In the case of Johnston v. Dutton, supra, further discussing the principle just above quoted, the court said:
"It is in strict analogy with the civil law, which holds where the stipulations of the partnership expressly intrust the direction and control of the business to one of the partners, that the dissent of the other would not avail, if the contract was made in good faith; * * * and such also, we think, is the rule of the common law. * * * Were it otherwise, it would be denying to parties the right to make their own contracts. If our views as to the governing force of express stipulations are correct, the effect of such terms or conditions as result by clear implication from the articles, or arise out of the nature of the partnership, must be the same."

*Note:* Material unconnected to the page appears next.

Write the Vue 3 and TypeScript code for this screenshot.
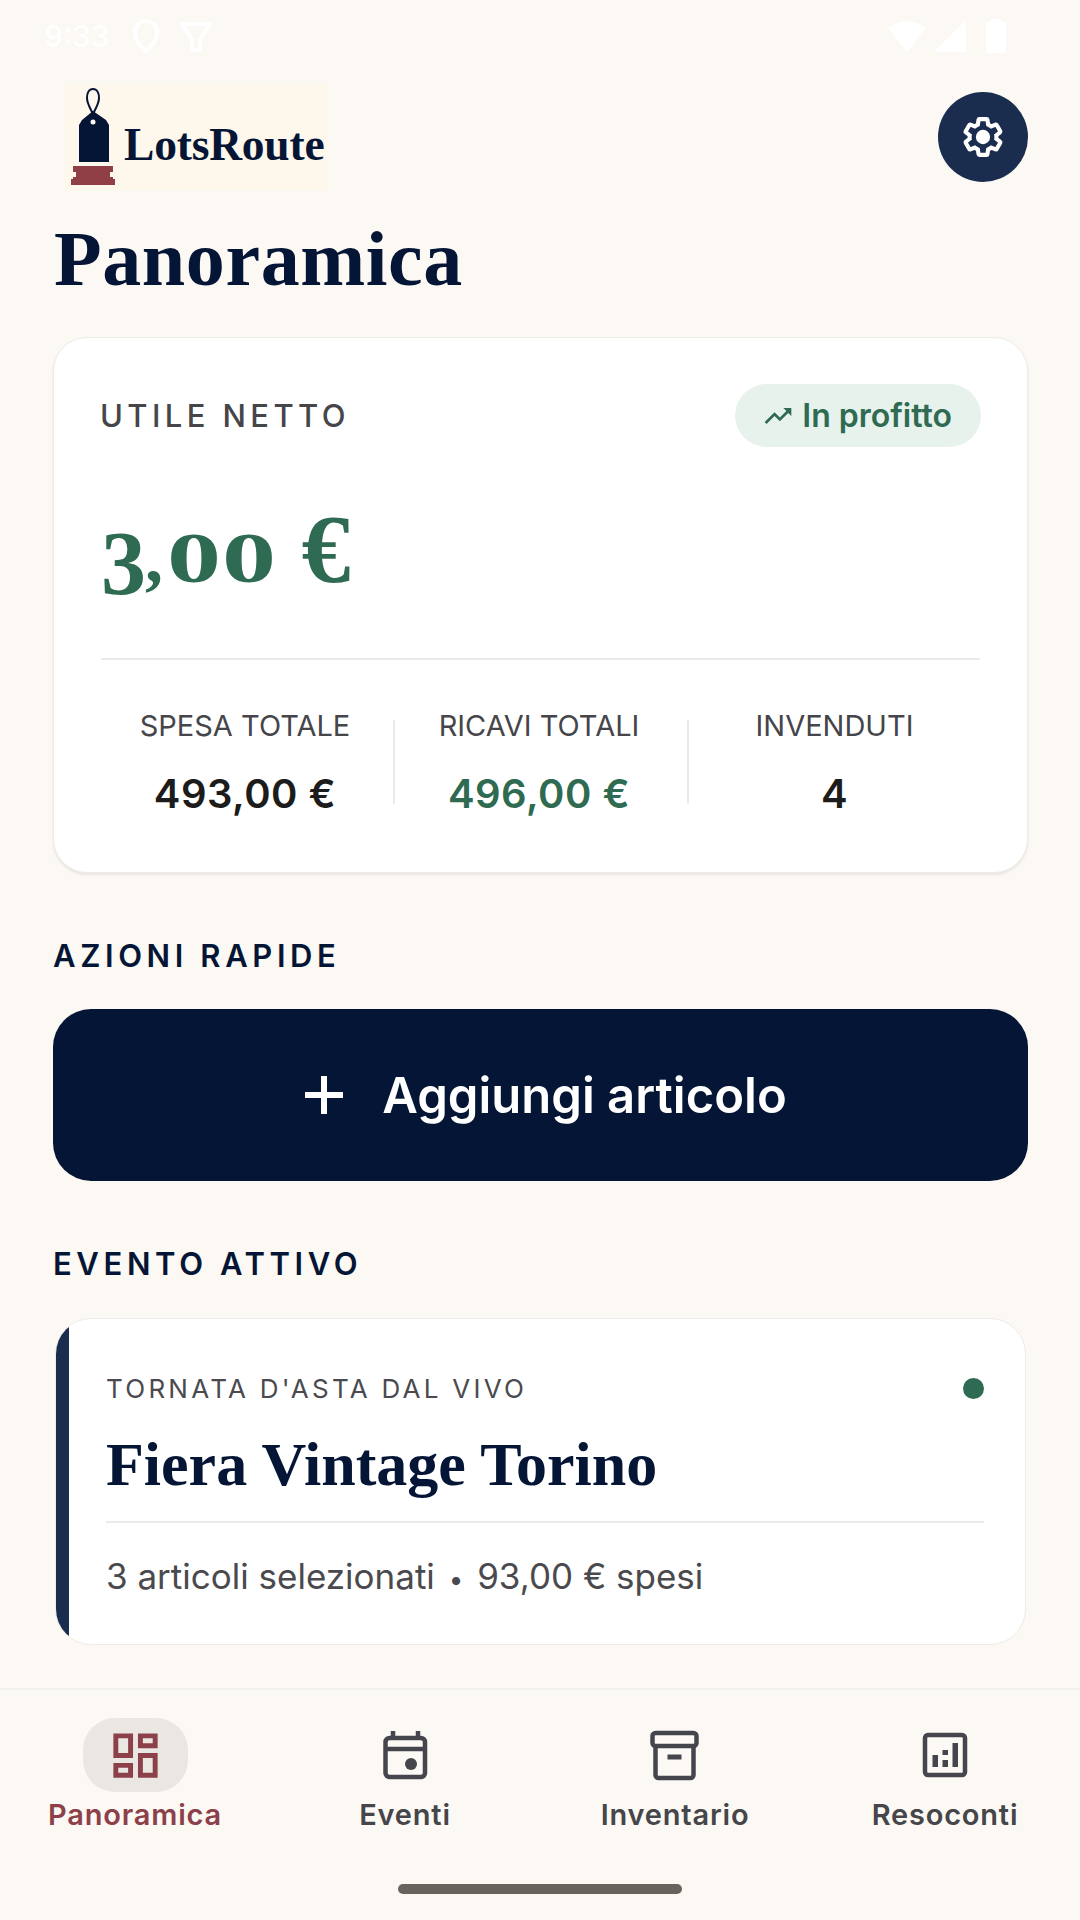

Defendant's testimony shows very clearly the division of managerial authority between the partners, and that Belcher was expressly authorized to buy the goods to be handled and sold in the partnership business.
Again, while defendant says he notified plaintiff's agent that he would not sign the notes, he does not say or know when that was, whether before or after the contract of purchase was made by Belcher, or even before Belcher had signed the notes for the firm. On his own showing, therefore, he has not brought himself within the principle relied on.
It is very doubtful, also, if notifying the agent merely that he would not sign the notes himself, without dissenting from the contract about to be made or the notes proposed to be executed by the partnership, would be sufficient to avoid liability as a partner.
The application of the foregoing principles and conclusions to the undisputed facts in the case lead to the conclusion that the judgment for defendant was erroneous, and should have been for plaintiff for the amount of the notes sued for. A judgment will be here rendered accordingly.
Reversed and rendered.
ANDERSON, C. J., and THOMAS and BROWN, JJ., concur.